**PROBLEM DETAILS**
Any pictures in the records below should be skipped; write out everything else exactly.

--- Start ---

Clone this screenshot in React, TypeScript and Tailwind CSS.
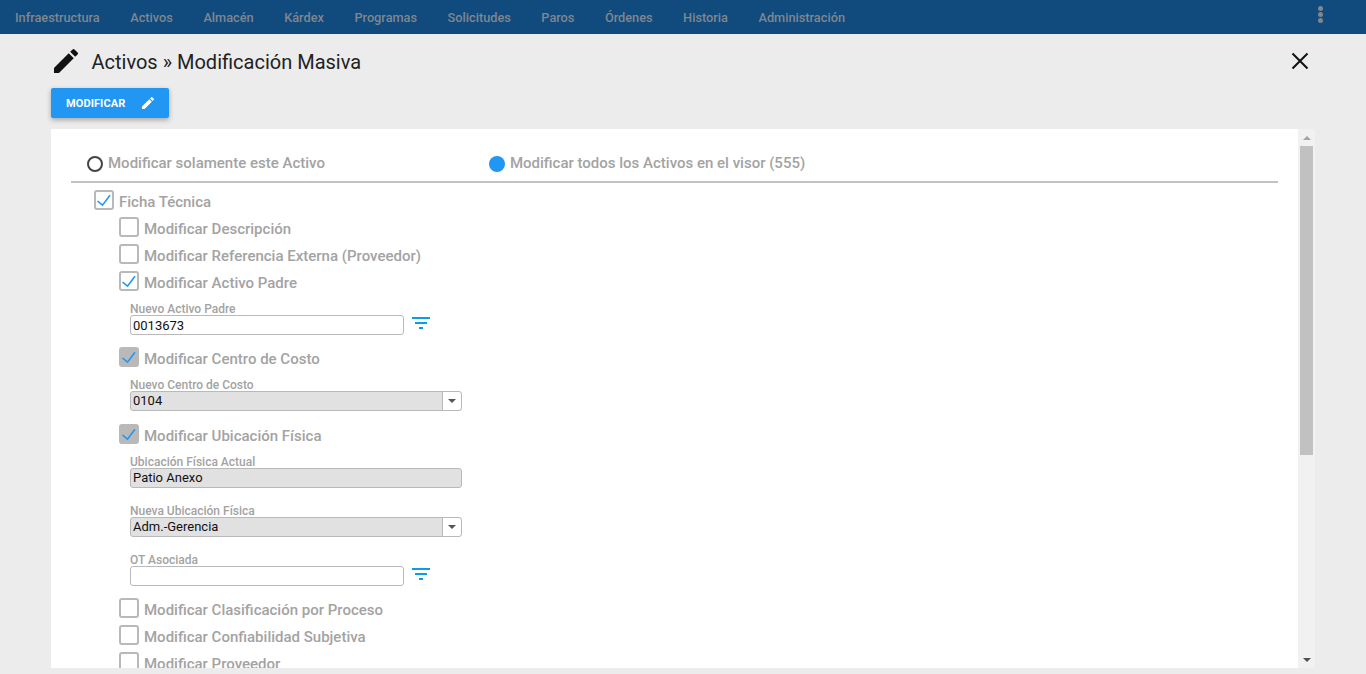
const font = { fontFamily: "Roboto, sans-serif" }

const menu = ["Infraestructura", "Activos", "Almacén", "Kárdex", "Programas", "Solicitudes", "Paros", "Órdenes", "Historia", "Administración"]

function PencilIcon({ className }: { className: string }) {
  return (
    <svg viewBox="0 0 24 24" fill="currentColor" className={className}>
      <path d="M3 17.25V21h3.75L17.81 9.94l-3.75-3.75L3 17.25zM20.71 7.04a1 1 0 0 0 0-1.41l-2.34-2.34a1 1 0 0 0-1.41 0l-1.83 1.83 3.75 3.75 1.83-1.83z" />
    </svg>
  )
}

function FilterIcon() {
  return (
    <svg viewBox="0 0 24 24" fill="#0d9be8" className="mt-[-4px] ml-[5px] h-6 w-6 shrink-0 self-start">
      <path d="M10 18h4v-2h-4v2zM3 6v2h18V6H3zm3 7h12v-2H6v2z" />
    </svg>
  )
}

function Check({ label, checked, disabled, className }: { label: string; checked?: boolean; disabled?: boolean; className: string }) {
  return (
    <div className={`flex h-5 items-center ${className}`}>
      <div className={`flex h-5 w-5 shrink-0 items-center justify-center rounded-[3px] border-2 border-[#b9b9b9] ${disabled ? "bg-[#b9b9b9]" : "bg-white"}`}>
        {checked && (
          <svg viewBox="0 0 16 16" className="h-4 w-4" fill="none" stroke="#2196f3" strokeWidth="1.6">
            <path d="M1.5 9l5 4.2L14 3.3" />
          </svg>
        )}
      </div>
      <span className="ml-[5px] pt-[4px] text-[15px] font-medium text-[#a3a3a3]">{label}</span>
    </div>
  )
}

function FieldLabel({ children }: { children: string }) {
  return <div className="h-[13px] text-[12px] leading-[14px] font-medium text-[#a3a3a3]">{children}</div>
}

function TextBox({ value }: { value?: string }) {
  return (
    <div className="flex h-5 items-center">
      <div className="flex h-5 w-[274px] items-center rounded-[3px] border border-[#b9b9b9] bg-white pl-[2px] pt-[1px] text-[13px] text-[#111]">{value}</div>
      <FilterIcon />
    </div>
  )
}

function SelectBox({ value }: { value: string }) {
  return (
    <div className="flex h-5 w-[332px] items-center rounded-[3px] border border-[#b9b9b9] bg-[#e1e1e1] text-[13px] text-[#111]">
      <span className="flex-1 pl-[2px]">{value}</span>
      <div className="flex h-full w-[19px] items-center justify-center rounded-r-[3px] border-l border-[#b9b9b9] bg-white">
        <div className="h-0 w-0 border-x-[4px] border-t-[4px] border-x-transparent border-t-[#555]" />
      </div>
    </div>
  )
}

export default function App() {
  return (
    <div className="flex h-[674px] w-[1366px] flex-col overflow-hidden bg-[#ececec]" style={font}>
      <nav className="flex h-[34px] shrink-0 items-center gap-[30.5px] bg-[#114a7d] pl-[15px] pr-[43px] text-[12.75px] font-medium text-[#7f8790]">
        {menu.map((name) => (
          <span key={name} className="pt-[1px]">{name}</span>
        ))}
        <div className="ml-auto flex flex-col gap-[1px] pb-[5px]">
          <i className="h-[5px] w-[5px] rounded-full bg-[#7f8790]" />
          <i className="h-[5px] w-[5px] rounded-full bg-[#7f8790]" />
          <i className="h-[5px] w-[5px] rounded-full bg-[#7f8790]" />
        </div>
      </nav>

      <div className="flex min-h-0 flex-1 flex-col pl-[51px] pr-[51px]">
        <div className="flex h-[54px] shrink-0 items-center pt-[2px]">
          <PencilIcon className="ml-[-1px] mb-[2px] h-8 w-8 text-[#111]" />
          <h1 className="ml-[9.5px] text-[20px] font-normal text-[#222]">Activos » Modificación Masiva</h1>
          <svg viewBox="0 0 24 24" className="ml-auto mr-[3px] mb-[3px] h-6 w-6" fill="none" stroke="#111" strokeWidth="2">
            <path d="M4.5 4.5l15 15M19.5 4.5l-15 15" />
          </svg>
        </div>

        <button className="flex h-[30px] w-[118px] shrink-0 items-center rounded-[2px] bg-[#2196f3] pl-[15px] text-[11px] font-bold tracking-[0.1px] text-white shadow-[0_2px_5px_rgba(0,0,0,0.3)]">
          <span className="pt-[2px]">MODIFICAR</span>
          <PencilIcon className="ml-[15px] h-4 w-4" />
        </button>

        <div className="mt-[11px] mb-[6px] flex min-h-0 flex-1">
          <div className="min-w-0 flex-1 overflow-hidden bg-white">
            <div className="mx-[20px] flex h-[54px] items-center border-b-2 border-[#c4c2c2] pt-[17px]">
              <div className="ml-[16px] h-4 w-4 rounded-full border-2 border-[#444]" />
              <span className="ml-[5px] text-[15px] font-medium text-[#a3a3a3]">Modificar solamente este Activo</span>
              <div className="ml-[164px] h-4 w-4 rounded-full bg-[#2196f3]" />
              <span className="ml-[5px] text-[15px] font-medium text-[#a3a3a3]">Modificar todos los Activos en el visor (555)</span>
            </div>

            <Check className="mt-[7px] ml-[43px]" label="Ficha Técnica" checked />
            <Check className="mt-[7px] ml-[68px]" label="Modificar Descripción" />
            <Check className="mt-[7px] ml-[68px]" label="Modificar Referencia Externa (Proveedor)" />
            <Check className="mt-[7px] ml-[68px]" label="Modificar Activo Padre" checked />

            <div className="mt-[11px] ml-[79px]">
              <FieldLabel>Nuevo Activo Padre</FieldLabel>
              <TextBox value="0013673" />
            </div>

            <Check className="mt-[12px] ml-[68px]" label="Modificar Centro de Costo" checked disabled />

            <div className="mt-[11px] ml-[79px]">
              <FieldLabel>Nuevo Centro de Costo</FieldLabel>
              <SelectBox value="0104" />
            </div>

            <Check className="mt-[13px] ml-[68px]" label="Modificar Ubicación Física" checked disabled />

            <div className="mt-[11px] ml-[79px]">
              <FieldLabel>Ubicación Física Actual</FieldLabel>
              <div className="flex h-5 w-[332px] items-center rounded-[3px] border border-[#b9b9b9] bg-[#e1e1e1] pl-[2px] text-[13px] text-[#111]">Patio Anexo</div>
            </div>

            <div className="mt-[16px] ml-[79px]">
              <FieldLabel>Nueva Ubicación Física</FieldLabel>
              <SelectBox value="Adm.-Gerencia" />
            </div>

            <div className="mt-[16px] ml-[79px]">
              <FieldLabel>OT Asociada</FieldLabel>
              <TextBox />
            </div>

            <Check className="mt-[12px] ml-[68px]" label="Modificar Clasificación por Proceso" />
            <Check className="mt-[7px] ml-[68px]" label="Modificar Confiabilidad Subjetiva" />
            <Check className="mt-[7px] ml-[68px]" label="Modificar Proveedor" />
          </div>

          <div className="flex w-[17px] shrink-0 flex-col items-center bg-[#f1f1f1]">
            <div className="flex h-[17px] w-full items-center justify-center">
              <div className="h-0 w-0 border-x-[4px] border-b-[4px] border-x-transparent border-b-[#a3a3a3]" />
            </div>
            <div className="h-[309px] w-[13px] bg-[#c1c1c1]" />
            <div className="mt-auto flex h-[17px] w-full items-center justify-center">
              <div className="h-0 w-0 border-x-[4px] border-t-[4px] border-x-transparent border-t-[#505050]" />
            </div>
          </div>
        </div>
      </div>
    </div>
  )
}
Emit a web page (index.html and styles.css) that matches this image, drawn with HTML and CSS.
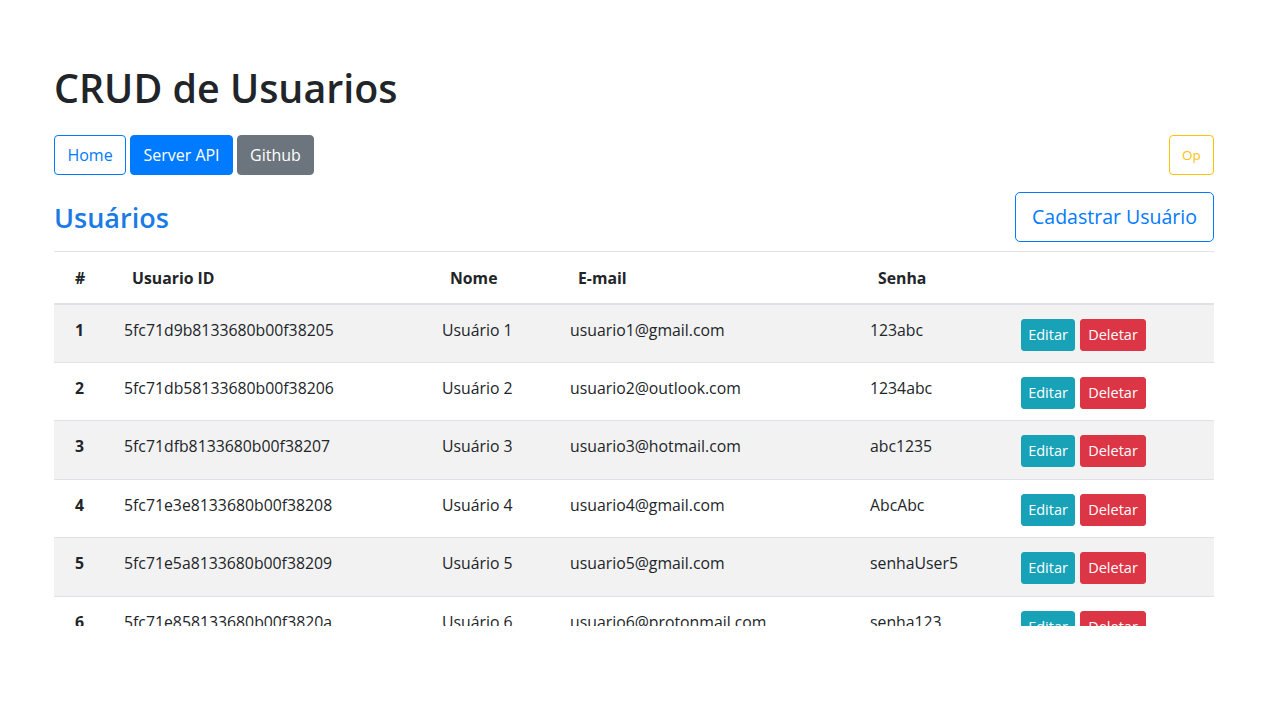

--- End ---

**OUTPUT OF THE TASK**
Clone this screenshot in React, TypeScript and Tailwind CSS.
const font = { fontFamily: "Roboto, sans-serif" }

const menu = ["Infraestructura", "Activos", "Almacén", "Kárdex", "Programas", "Solicitudes", "Paros", "Órdenes", "Historia", "Administración"]

function PencilIcon({ className }: { className: string }) {
  return (
    <svg viewBox="0 0 24 24" fill="currentColor" className={className}>
      <path d="M3 17.25V21h3.75L17.81 9.94l-3.75-3.75L3 17.25zM20.71 7.04a1 1 0 0 0 0-1.41l-2.34-2.34a1 1 0 0 0-1.41 0l-1.83 1.83 3.75 3.75 1.83-1.83z" />
    </svg>
  )
}

function FilterIcon() {
  return (
    <svg viewBox="0 0 24 24" fill="#0d9be8" className="mt-[-4px] ml-[5px] h-6 w-6 shrink-0 self-start">
      <path d="M10 18h4v-2h-4v2zM3 6v2h18V6H3zm3 7h12v-2H6v2z" />
    </svg>
  )
}

function Check({ label, checked, disabled, className }: { label: string; checked?: boolean; disabled?: boolean; className: string }) {
  return (
    <div className={`flex h-5 items-center ${className}`}>
      <div className={`flex h-5 w-5 shrink-0 items-center justify-center rounded-[3px] border-2 border-[#b9b9b9] ${disabled ? "bg-[#b9b9b9]" : "bg-white"}`}>
        {checked && (
          <svg viewBox="0 0 16 16" className="h-4 w-4" fill="none" stroke="#2196f3" strokeWidth="1.6">
            <path d="M1.5 9l5 4.2L14 3.3" />
          </svg>
        )}
      </div>
      <span className="ml-[5px] pt-[4px] text-[15px] font-medium text-[#a3a3a3]">{label}</span>
    </div>
  )
}

function FieldLabel({ children }: { children: string }) {
  return <div className="h-[13px] text-[12px] leading-[14px] font-medium text-[#a3a3a3]">{children}</div>
}

function TextBox({ value }: { value?: string }) {
  return (
    <div className="flex h-5 items-center">
      <div className="flex h-5 w-[274px] items-center rounded-[3px] border border-[#b9b9b9] bg-white pl-[2px] pt-[1px] text-[13px] text-[#111]">{value}</div>
      <FilterIcon />
    </div>
  )
}

function SelectBox({ value }: { value: string }) {
  return (
    <div className="flex h-5 w-[332px] items-center rounded-[3px] border border-[#b9b9b9] bg-[#e1e1e1] text-[13px] text-[#111]">
      <span className="flex-1 pl-[2px]">{value}</span>
      <div className="flex h-full w-[19px] items-center justify-center rounded-r-[3px] border-l border-[#b9b9b9] bg-white">
        <div className="h-0 w-0 border-x-[4px] border-t-[4px] border-x-transparent border-t-[#555]" />
      </div>
    </div>
  )
}

export default function App() {
  return (
    <div className="flex h-[674px] w-[1366px] flex-col overflow-hidden bg-[#ececec]" style={font}>
      <nav className="flex h-[34px] shrink-0 items-center gap-[30.5px] bg-[#114a7d] pl-[15px] pr-[43px] text-[12.75px] font-medium text-[#7f8790]">
        {menu.map((name) => (
          <span key={name} className="pt-[1px]">{name}</span>
        ))}
        <div className="ml-auto flex flex-col gap-[1px] pb-[5px]">
          <i className="h-[5px] w-[5px] rounded-full bg-[#7f8790]" />
          <i className="h-[5px] w-[5px] rounded-full bg-[#7f8790]" />
          <i className="h-[5px] w-[5px] rounded-full bg-[#7f8790]" />
        </div>
      </nav>

      <div className="flex min-h-0 flex-1 flex-col pl-[51px] pr-[51px]">
        <div className="flex h-[54px] shrink-0 items-center pt-[2px]">
          <PencilIcon className="ml-[-1px] mb-[2px] h-8 w-8 text-[#111]" />
          <h1 className="ml-[9.5px] text-[20px] font-normal text-[#222]">Activos » Modificación Masiva</h1>
          <svg viewBox="0 0 24 24" className="ml-auto mr-[3px] mb-[3px] h-6 w-6" fill="none" stroke="#111" strokeWidth="2">
            <path d="M4.5 4.5l15 15M19.5 4.5l-15 15" />
          </svg>
        </div>

        <button className="flex h-[30px] w-[118px] shrink-0 items-center rounded-[2px] bg-[#2196f3] pl-[15px] text-[11px] font-bold tracking-[0.1px] text-white shadow-[0_2px_5px_rgba(0,0,0,0.3)]">
          <span className="pt-[2px]">MODIFICAR</span>
          <PencilIcon className="ml-[15px] h-4 w-4" />
        </button>

        <div className="mt-[11px] mb-[6px] flex min-h-0 flex-1">
          <div className="min-w-0 flex-1 overflow-hidden bg-white">
            <div className="mx-[20px] flex h-[54px] items-center border-b-2 border-[#c4c2c2] pt-[17px]">
              <div className="ml-[16px] h-4 w-4 rounded-full border-2 border-[#444]" />
              <span className="ml-[5px] text-[15px] font-medium text-[#a3a3a3]">Modificar solamente este Activo</span>
              <div className="ml-[164px] h-4 w-4 rounded-full bg-[#2196f3]" />
              <span className="ml-[5px] text-[15px] font-medium text-[#a3a3a3]">Modificar todos los Activos en el visor (555)</span>
            </div>

            <Check className="mt-[7px] ml-[43px]" label="Ficha Técnica" checked />
            <Check className="mt-[7px] ml-[68px]" label="Modificar Descripción" />
            <Check className="mt-[7px] ml-[68px]" label="Modificar Referencia Externa (Proveedor)" />
            <Check className="mt-[7px] ml-[68px]" label="Modificar Activo Padre" checked />

            <div className="mt-[11px] ml-[79px]">
              <FieldLabel>Nuevo Activo Padre</FieldLabel>
              <TextBox value="0013673" />
            </div>

            <Check className="mt-[12px] ml-[68px]" label="Modificar Centro de Costo" checked disabled />

            <div className="mt-[11px] ml-[79px]">
              <FieldLabel>Nuevo Centro de Costo</FieldLabel>
              <SelectBox value="0104" />
            </div>

            <Check className="mt-[13px] ml-[68px]" label="Modificar Ubicación Física" checked disabled />

            <div className="mt-[11px] ml-[79px]">
              <FieldLabel>Ubicación Física Actual</FieldLabel>
              <div className="flex h-5 w-[332px] items-center rounded-[3px] border border-[#b9b9b9] bg-[#e1e1e1] pl-[2px] text-[13px] text-[#111]">Patio Anexo</div>
            </div>

            <div className="mt-[16px] ml-[79px]">
              <FieldLabel>Nueva Ubicación Física</FieldLabel>
              <SelectBox value="Adm.-Gerencia" />
            </div>

            <div className="mt-[16px] ml-[79px]">
              <FieldLabel>OT Asociada</FieldLabel>
              <TextBox />
            </div>

            <Check className="mt-[12px] ml-[68px]" label="Modificar Clasificación por Proceso" />
            <Check className="mt-[7px] ml-[68px]" label="Modificar Confiabilidad Subjetiva" />
            <Check className="mt-[7px] ml-[68px]" label="Modificar Proveedor" />
          </div>

          <div className="flex w-[17px] shrink-0 flex-col items-center bg-[#f1f1f1]">
            <div className="flex h-[17px] w-full items-center justify-center">
              <div className="h-0 w-0 border-x-[4px] border-b-[4px] border-x-transparent border-b-[#a3a3a3]" />
            </div>
            <div className="h-[309px] w-[13px] bg-[#c1c1c1]" />
            <div className="mt-auto flex h-[17px] w-full items-center justify-center">
              <div className="h-0 w-0 border-x-[4px] border-t-[4px] border-x-transparent border-t-[#505050]" />
            </div>
          </div>
        </div>
      </div>
    </div>
  )
}
Emit a web page (index.html and styles.css) that matches this image, drawn with HTML and CSS.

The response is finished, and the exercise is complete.